### Dataset extract

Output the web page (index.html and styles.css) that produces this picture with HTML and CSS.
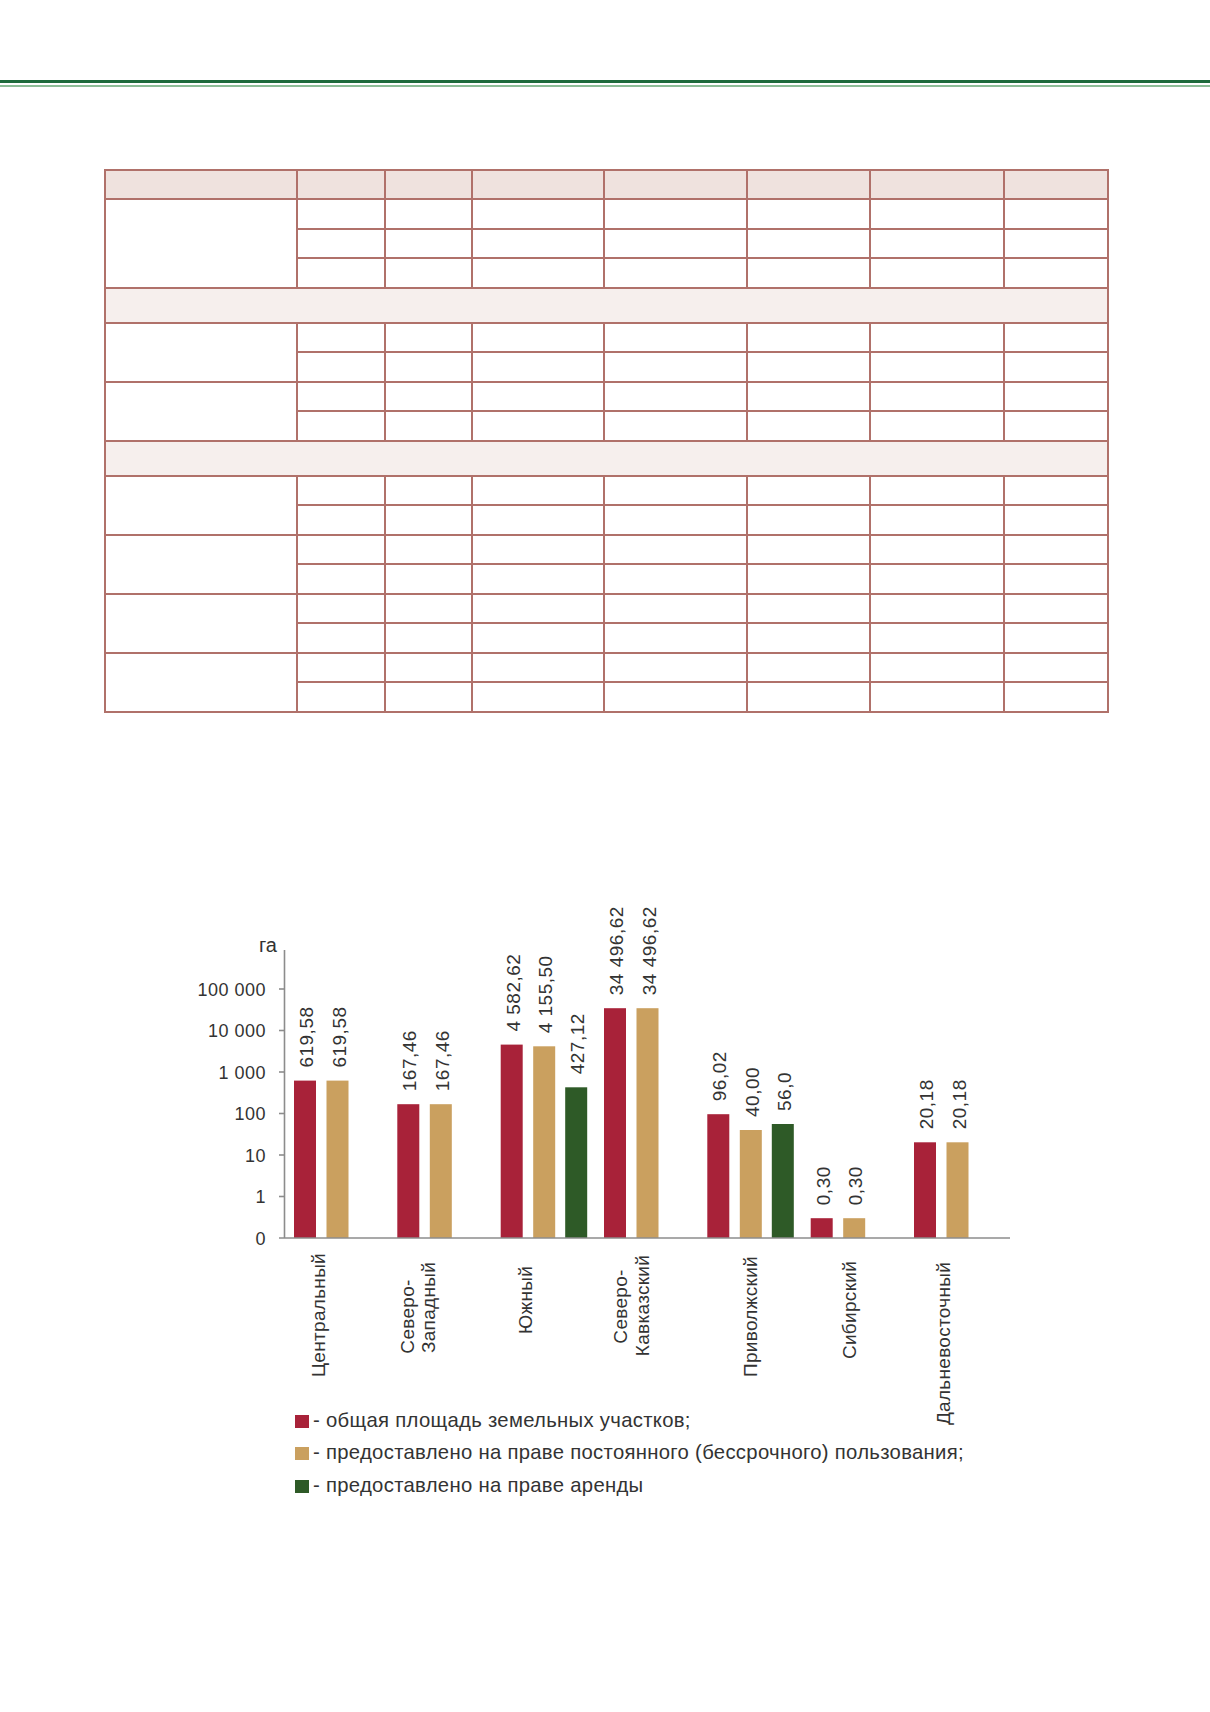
FILE: index.html
```html
<!DOCTYPE html>
<html lang="ru">
<head>
<meta charset="utf-8">
<title>Земельные участки</title>
<link rel="stylesheet" href="styles.css">
</head>
<body>
<div class="page">
  <div class="rule"><div class="rule-thick"></div><div class="rule-thin"></div></div>

  <table class="data">
    <colgroup>
      <col class="c1"><col class="c2"><col class="c3"><col class="c4"><col class="c5"><col class="c6"><col class="c7"><col class="c8">
    </colgroup>
    <tr class="head"><td></td><td></td><td></td><td></td><td></td><td></td><td></td><td></td></tr>
    <tr><td rowspan="3"></td><td></td><td></td><td></td><td></td><td></td><td></td><td></td></tr>
    <tr><td></td><td></td><td></td><td></td><td></td><td></td><td></td></tr>
    <tr><td></td><td></td><td></td><td></td><td></td><td></td><td></td></tr>
    <tr class="section"><td colspan="8"></td></tr>
    <tr><td rowspan="2"></td><td></td><td></td><td></td><td></td><td></td><td></td><td></td></tr>
    <tr><td></td><td></td><td></td><td></td><td></td><td></td><td></td></tr>
    <tr><td rowspan="2"></td><td></td><td></td><td></td><td></td><td></td><td></td><td></td></tr>
    <tr><td></td><td></td><td></td><td></td><td></td><td></td><td></td></tr>
    <tr class="section"><td colspan="8"></td></tr>
    <tr><td rowspan="2"></td><td></td><td></td><td></td><td></td><td></td><td></td><td></td></tr>
    <tr><td></td><td></td><td></td><td></td><td></td><td></td><td></td></tr>
    <tr><td rowspan="2"></td><td></td><td></td><td></td><td></td><td></td><td></td><td></td></tr>
    <tr><td></td><td></td><td></td><td></td><td></td><td></td><td></td></tr>
    <tr><td rowspan="2"></td><td></td><td></td><td></td><td></td><td></td><td></td><td></td></tr>
    <tr><td></td><td></td><td></td><td></td><td></td><td></td><td></td></tr>
    <tr><td rowspan="2"></td><td></td><td></td><td></td><td></td><td></td><td></td><td></td></tr>
    <tr><td></td><td></td><td></td><td></td><td></td><td></td><td></td></tr>
  </table>

  <svg class="chart" viewBox="0 880 1210 640" width="1210" height="640" xmlns="http://www.w3.org/2000/svg">
    <!-- axis unit -->
    <text class="unit" x="277" y="952">га</text>

    <!-- tick labels -->
    <g class="ticklabels">
      <text x="266" y="995.5">100 000</text>
      <text x="266" y="1037">10 000</text>
      <text x="266" y="1078.5">1 000</text>
      <text x="266" y="1120">100</text>
      <text x="266" y="1161.5">10</text>
      <text x="266" y="1203">1</text>
      <text x="266" y="1244.5">0</text>
    </g>

    <!-- bars -->
    <g class="bars">
      <rect class="red" x="294" y="1080.6" width="22" height="157.4"/>
      <rect class="tan" x="326.5" y="1080.6" width="22" height="157.4"/>

      <rect class="red" x="397.3" y="1104.2" width="22" height="133.8"/>
      <rect class="tan" x="429.8" y="1104.2" width="22" height="133.8"/>

      <rect class="red" x="500.7" y="1044.6" width="22" height="193.4"/>
      <rect class="tan" x="533.2" y="1046.3" width="22" height="191.7"/>
      <rect class="green" x="565.2" y="1087.3" width="22" height="150.7"/>

      <rect class="red" x="604" y="1008.2" width="22" height="229.8"/>
      <rect class="tan" x="636.5" y="1008.2" width="22" height="229.8"/>

      <rect class="red" x="707.3" y="1114.2" width="22" height="123.8"/>
      <rect class="tan" x="739.8" y="1130" width="22" height="108"/>
      <rect class="green" x="771.8" y="1124" width="22" height="114"/>

      <rect class="red" x="810.7" y="1218.2" width="22" height="19.8"/>
      <rect class="tan" x="843.2" y="1218.2" width="22" height="19.8"/>

      <rect class="red" x="914" y="1142.3" width="22" height="95.7"/>
      <rect class="tan" x="946.5" y="1142.3" width="22" height="95.7"/>
    </g>

    <!-- axes -->
    <g class="axis">
      <line x1="284.5" y1="950" x2="284.5" y2="1238"/>
      <line x1="279" y1="1238" x2="1010" y2="1238"/>
      <line x1="279" y1="989" x2="284.5" y2="989"/>
      <line x1="279" y1="1030.5" x2="284.5" y2="1030.5"/>
      <line x1="279" y1="1072" x2="284.5" y2="1072"/>
      <line x1="279" y1="1113.5" x2="284.5" y2="1113.5"/>
      <line x1="279" y1="1155" x2="284.5" y2="1155"/>
      <line x1="279" y1="1196.5" x2="284.5" y2="1196.5"/>
    </g>

    <!-- value labels -->
    <g class="values">
      <text transform="translate(313,1067.6) rotate(-90)">619,58</text>
      <text transform="translate(345.5,1067.6) rotate(-90)">619,58</text>
      <text transform="translate(416.3,1091.2) rotate(-90)">167,46</text>
      <text transform="translate(448.8,1091.2) rotate(-90)">167,46</text>
      <text transform="translate(519.7,1031.6) rotate(-90)">4 582,62</text>
      <text transform="translate(552.2,1033.3) rotate(-90)">4 155,50</text>
      <text transform="translate(584.2,1074.3) rotate(-90)">427,12</text>
      <text transform="translate(623,995.2) rotate(-90)">34 496,62</text>
      <text transform="translate(655.5,995.2) rotate(-90)">34 496,62</text>
      <text transform="translate(726.3,1101.2) rotate(-90)">96,02</text>
      <text transform="translate(758.8,1117) rotate(-90)">40,00</text>
      <text transform="translate(790.8,1111) rotate(-90)">56,0</text>
      <text transform="translate(829.7,1205.2) rotate(-90)">0,30</text>
      <text transform="translate(862.2,1205.2) rotate(-90)">0,30</text>
      <text transform="translate(933,1129.3) rotate(-90)">20,18</text>
      <text transform="translate(965.5,1129.3) rotate(-90)">20,18</text>
    </g>

    <!-- category labels -->
    <g class="cats">
      <text transform="translate(325.3,1315) rotate(-90)">Центральный</text>
      <text transform="translate(413.6,1316.5) rotate(-90)">Северо-</text>
      <text transform="translate(435.3,1307.5) rotate(-90)">Западный</text>
      <text transform="translate(532,1300) rotate(-90)">Южный</text>
      <text transform="translate(627,1306.5) rotate(-90)">Северо-</text>
      <text transform="translate(648.6,1305.5) rotate(-90)">Кавказский</text>
      <text transform="translate(757,1316.5) rotate(-90)">Приволжский</text>
      <text transform="translate(856.3,1310) rotate(-90)">Сибирский</text>
      <text transform="translate(950.3,1343.5) rotate(-90)">Дальневосточный</text>
    </g>

    <!-- legend -->
    <g class="legend">
      <rect class="red" x="295" y="1415" width="14" height="13"/>
      <text x="313" y="1427">- общая площадь земельных участков;</text>
      <rect class="tan" x="295" y="1447" width="14" height="13"/>
      <text x="313" y="1459">- предоставлено на праве постоянного (бессрочного) пользования;</text>
      <rect class="green" x="295" y="1480" width="14" height="13"/>
      <text x="313" y="1492">- предоставлено на праве аренды</text>
    </g>
  </svg>
</div>
</body>
</html>
```
FILE: styles.css
```css
html, body {
  margin: 0;
  padding: 0;
  background: #ffffff;
}

body {
  font-family: "Liberation Sans", Arial, sans-serif;
  color: #333333;
}

.page {
  width: 1210px;
}

.rule {
  padding-top: 80px;
}

.rule-thick {
  height: 3px;
  background: #1e6a3c;
}

.rule-thin {
  height: 2px;
  margin-top: 2px;
  background: #8dbd98;
}

.data {
  margin: 82px 0 0 104px;
  width: 1003px;
  border-collapse: collapse;
  table-layout: fixed;
}

.data td {
  border: 2px solid #b0716a;
  padding: 0;
  background: #ffffff;
}

.data tr {
  height: 29.5px;
}

.data tr.head {
  height: 29px;
}

.data tr.head td {
  background: #efe2de;
}

.data tr.section {
  height: 35px;
}

.data tr.section td {
  background: #f6efed;
}

.c1 { width: 192px; }
.c2 { width: 88px; }
.c3 { width: 87px; }
.c4 { width: 132px; }
.c5 { width: 143px; }
.c6 { width: 123px; }
.c7 { width: 134px; }
.c8 { width: 104px; }

.chart {
  display: block;
  margin-top: 167px;
}

.chart text {
  font-family: "Liberation Sans", Arial, sans-serif;
  fill: #333333;
}

.unit {
  font-size: 20px;
  text-anchor: end;
}

.ticklabels text {
  font-size: 18px;
  letter-spacing: 0.5px;
  text-anchor: end;
}

.values text {
  font-size: 19px;
  letter-spacing: 0.5px;
}

.cats text {
  font-size: 19px;
  letter-spacing: 0.3px;
  text-anchor: middle;
}

.legend text {
  font-size: 20.3px;
  letter-spacing: 0.3px;
}

.red { fill: #a82239; }
.tan { fill: #caa05f; }
.green { fill: #2e5a27; }

.axis line {
  stroke: #8c8c8c;
  stroke-width: 1.6;
}
```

### Job
Identify all lines where the word "styles" shows up. Copy them.

### Expected output
Output the web page (index.html and styles.css) that produces this picture with HTML and CSS.
<link rel="stylesheet" href="styles.css">
FILE: styles.css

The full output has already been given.